General-purpose computation has launched entire industries and improved the lives of billions around the globe. But the speed of commerce has pushed application of networked computing to so-called Operational Technology (OT) such as industrial control system (ICS), programmable logic controllers (PLC) and other embedded systems including the Internet of Things (IoT) without full understanding of its security ramification. Even sensitive and safety-critical infrastructures like the nuclear industry now depend upon the ubiquitous employment of these networked computerized devices. What has become apparent is the potential for the misuse of these system, as evidenced in media reports on how cameras and digital video recorders (DVR) were used to launch the largest distributed denial of service (DDoS) attack to date. To put it more succinctly: general-purpose computers, software, and operating systems used for single purpose applications (e.g., a safety controller or video camera) have excess capabilities that are a growing target of cyber threat.
Software-based solutions are extremely flexible and offer over-the-Internet maintenance updates that greatly reduce cost, and the resulting economic incentives influenced society to digitize/automate everything possible, even our critical infrastructures. Unfortunately, the convenience of networking and the monoculture created by commodity hardware and software have made these systems the great Achilles’ heel of our modern world. The commodity hardware may be far more capable than what is required for the process at hand. This extra capacity is attractive to attackers, as we learned from the Mirai botnet. Commodity software’s excessive capabilities extend the attack surface of the systems without benefitting the application.

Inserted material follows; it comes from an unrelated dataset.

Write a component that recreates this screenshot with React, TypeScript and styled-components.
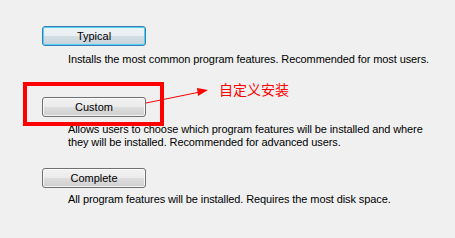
import React from "react";
import styled, { createGlobalStyle, css } from "styled-components";

const GlobalStyle = createGlobalStyle`
  html, body {
    margin: 0;
    padding: 0;
    background: #f0f0f0;
  }
  body {
    font-family: Tahoma, "Liberation Sans", Arial, sans-serif;
    font-size: 11px;
    color: #000;
  }
`;

const Page = styled.div`
  position: relative;
  width: 455px;
  height: 238px;
  overflow: hidden;
  background: #f0f0f0;
  box-sizing: border-box;
  padding: 26px 0 0 42px;
  display: flex;
  flex-direction: column;
`;

const Option = styled.div<{ $top: number; $gap: number }>`
  display: flex;
  flex-direction: column;
  align-items: flex-start;
  margin-top: ${(p) => p.$top}px;
  gap: ${(p) => p.$gap}px;
`;

const SetupButton = styled.button<{ $default?: boolean }>`
  box-sizing: border-box;
  width: 104px;
  height: 20px;
  padding: 0;
  margin: 0;
  font-family: Tahoma, "Liberation Sans", Arial, sans-serif;
  font-size: 11px;
  color: #000;
  border-radius: 3px;
  border: 1px solid #707070;
  background: linear-gradient(
    #f2f2f2 0%,
    #ebebeb 48%,
    #dddddd 52%,
    #cfcfcf 100%
  );
  box-shadow: inset 0 0 0 1px rgba(255, 255, 255, 0.75);
  line-height: 17px;
  ${(p) =>
    p.$default &&
    css`
      border-color: #3c7fb1;
      background: linear-gradient(
        #eff3f6 0%,
        #e8eef2 48%,
        #d3dde4 52%,
        #c7d3dc 100%
      );
      box-shadow: inset 0 0 0 1px #4fd0f8;
    `}
`;

const Description = styled.p<{ $indent: number }>`
  margin: 0 0 0 ${(p) => p.$indent}px;
  font-size: 11px;
  line-height: 13px;
  letter-spacing: -0.1px;
  color: #000;
  width: 370px;
`;

const Highlight = styled.div`
  position: absolute;
  left: 23px;
  top: 82px;
  width: 141px;
  height: 44px;
  box-sizing: border-box;
  border: 4px solid #ff0000;
  pointer-events: none;
`;

const ArrowSvg = styled.svg`
  position: absolute;
  left: 140px;
  top: 82px;
  width: 75px;
  height: 28px;
  overflow: visible;
  pointer-events: none;
`;

const Label = styled.span`
  position: absolute;
  left: 219px;
  top: 80px;
  font-family: "Noto Sans CJK SC", "Noto Sans CJK JP", sans-serif;
  font-size: 14px;
  line-height: 18px;
  color: #ff0000;
  white-space: nowrap;
`;

const options = [
  {
    label: "Typical",
    text: "Installs the most common program features. Recommended for most users.",
    top: 0,
    gap: 7,
    isDefault: true,
  },
  {
    label: "Custom",
    text: "Allows users to choose which program features will be installed and where they will be installed. Recommended for advanced users.",
    top: 31,
    gap: 6,
  },
  {
    label: "Complete",
    text: "All program features will be installed. Requires the most disk space.",
    top: 19,
    gap: 5,
  },
];

export default function App() {
  return (
    <>
      <GlobalStyle />
      <Page>
        {options.map((o) => (
          <Option key={o.label} $top={o.top} $gap={o.gap}>
            <SetupButton $default={o.isDefault}>{o.label}</SetupButton>
            <Description $indent={26}>{o.text}</Description>
          </Option>
        ))}
        <Highlight />
        <ArrowSvg viewBox="0 0 75 28">
          <line x1="6" y1="21" x2="60" y2="10" stroke="#ff0000" strokeWidth="1" />
          <polygon points="57,6 68,8 58,14" fill="#ff0000" />
        </ArrowSvg>
        <Label>自定义安装</Label>
      </Page>
    </>
  );
}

Reducing this attack surface is the primary objective of this paper. We describe the development and test of a prototype controller that can execute process logic with only hardware. The hardware-only nature of our solution prevents the controller (or any other device built on the same principle) from being repurposed via malware or other network borne cyber-attacks. We solve the cyber problem by removing the software. Our approach employs a Field Programmable Gate Array (FPGA) instead of the vulnerable Von Neumann architecture. We will discuss the novel features of our current prototype and our planned path forward to replace the FPGA with a custom 3D-printed circuit board. Ultimately, 3D printing of circuitry could significantly reduce the cost and cycle-time of the typical Application-Specific Integrated Circuit (ASIC) design process, putting this ability into the hands of each company's process engineer. A prototype controller was developed and tested in 2018 as a demonstration of how a hardware-only controller can be considered as a viable replacement for a PLC, a video camera controller or other IoT device without using software, which significantly reduces the cyber-attack surface.

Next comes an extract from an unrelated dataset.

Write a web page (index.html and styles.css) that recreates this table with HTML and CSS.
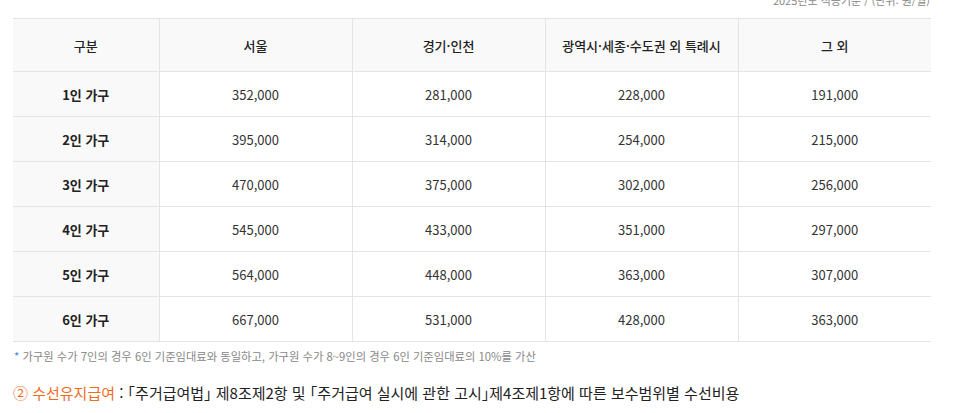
FILE: index.html
```html
<!DOCTYPE html>
<html lang="ko">
<head>
<meta charset="utf-8">
<link rel="stylesheet" href="styles.css">
</head>
<body>
<div class="wrap">
  <div class="caption"><span class="star">*</span> 2025년도 적용기준 / (단위: 원/월)</div>
  <table class="rent">
    <colgroup>
      <col class="c0"><col class="c1"><col class="c1"><col class="c1"><col class="c1">
    </colgroup>
    <thead>
      <tr><th>구분</th><th>서울</th><th>경기·인천</th><th>광역시·세종·수도권 외 특례시</th><th>그 외</th></tr>
    </thead>
    <tbody>
      <tr><th>1인 가구</th><td>352,000</td><td>281,000</td><td>228,000</td><td>191,000</td></tr>
      <tr><th>2인 가구</th><td>395,000</td><td>314,000</td><td>254,000</td><td>215,000</td></tr>
      <tr><th>3인 가구</th><td>470,000</td><td>375,000</td><td>302,000</td><td>256,000</td></tr>
      <tr><th>4인 가구</th><td>545,000</td><td>433,000</td><td>351,000</td><td>297,000</td></tr>
      <tr><th>5인 가구</th><td>564,000</td><td>448,000</td><td>363,000</td><td>307,000</td></tr>
      <tr><th>6인 가구</th><td>667,000</td><td>531,000</td><td>428,000</td><td>363,000</td></tr>
    </tbody>
  </table>
  <p class="note"><span class="star">*</span> 가구원 수가 7인의 경우 6인 기준임대료와 동일하고, 가구원 수가 8~9인의 경우 6인 기준임대료의 10%를 가산</p>
  <p class="desc"><span class="hl">② 수선유지급여</span> : 「주거급여법」 제8조제2항 및 「주거급여 실시에 관한 고시」제4조제1항에 따른 보수범위별 수선비용</p>
</div>
</body>
</html>
```
FILE: styles.css
```css
html, body {
  margin: 0;
  padding: 0;
  background: #fff;
}
body {
  font-family: "Noto Sans CJK KR", "Noto Sans", sans-serif;
  color: #333;
  overflow: hidden;
}
.wrap {
  width: 917px;
  padding-left: 13px;
}
.caption {
  font-size: 11px;
  line-height: 13px;
  color: #888;
  text-align: right;
  margin-top: -6px;
  margin-bottom: 11px;
}
.star {
  color: #4a86e8;
}
.rent {
  width: 917px;
  border-collapse: collapse;
  table-layout: fixed;
  border-top: 1px solid #e2e2e2;
  border-bottom: 1px solid #e2e2e2;
}
.c0 { width: 146px; }
.c1 { width: 193px; }
.rent th, .rent td {
  border-bottom: 1px solid #e4e4e4;
  border-left: 1px solid #e4e4e4;
  text-align: center;
  font-size: 13px;
  padding: 0;
}
.rent tr > :first-child {
  border-left: none;
}
.rent thead th {
  height: 52px;
  background: #f9f9f9;
  font-weight: 500;
  color: #222;
}
.rent tbody th {
  height: 44px;
  background: #f9f9f9;
  font-weight: 600;
  color: #222;
}
.rent tbody td {
  color: #333;
}
.note {
  margin: 6px 0 0 1px;
  font-size: 11.3px;
  line-height: 16px;
  color: #888;
}
.desc {
  margin: 19px 0 0 0;
  font-size: 15px;
  line-height: 20px;
  color: #222;
  font-feature-settings: "halt";
}
.hl {
  color: #f26b1d;
}
```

The apparent inflexibility of hardware-only solutions used to be the major drawback, but their immunity to internet-borne cyber-attack is becoming a major advantage. If this type of system were widely available today, designers could deploy new systems, confident that they could not be maliciously repurposed. FPGA-based hardware-only controllers require physical access to override or replace their physically-programmed functions. They will be provably (not just theoretically) unhackable without direct physical access. The physical access requirement means that system-wide changes cannot simply be rolled out to a national enterprise from a remote location. It is true that the cost of updating hardware-based systems is higher on a per-controller basis. However, most infrastructure systems are not supposed to change function or be updated for decades at a time. Arguably, the reason most security updates or patches are needed today can be traced to the vulnerabilities of software. Thus, many security updates will no longer be needed. For critical infrastructures, the security afforded by this inflexibility will be a major strength that outweighs the incremental cost incurred by the rare need for system updates.
This paper will be presented along with a physical (or video-based) demonstration of the protype and thereby stimulate a discussion about the possible directions within this field of study that might provide more cyber resilient systems for use within the nuclear industry.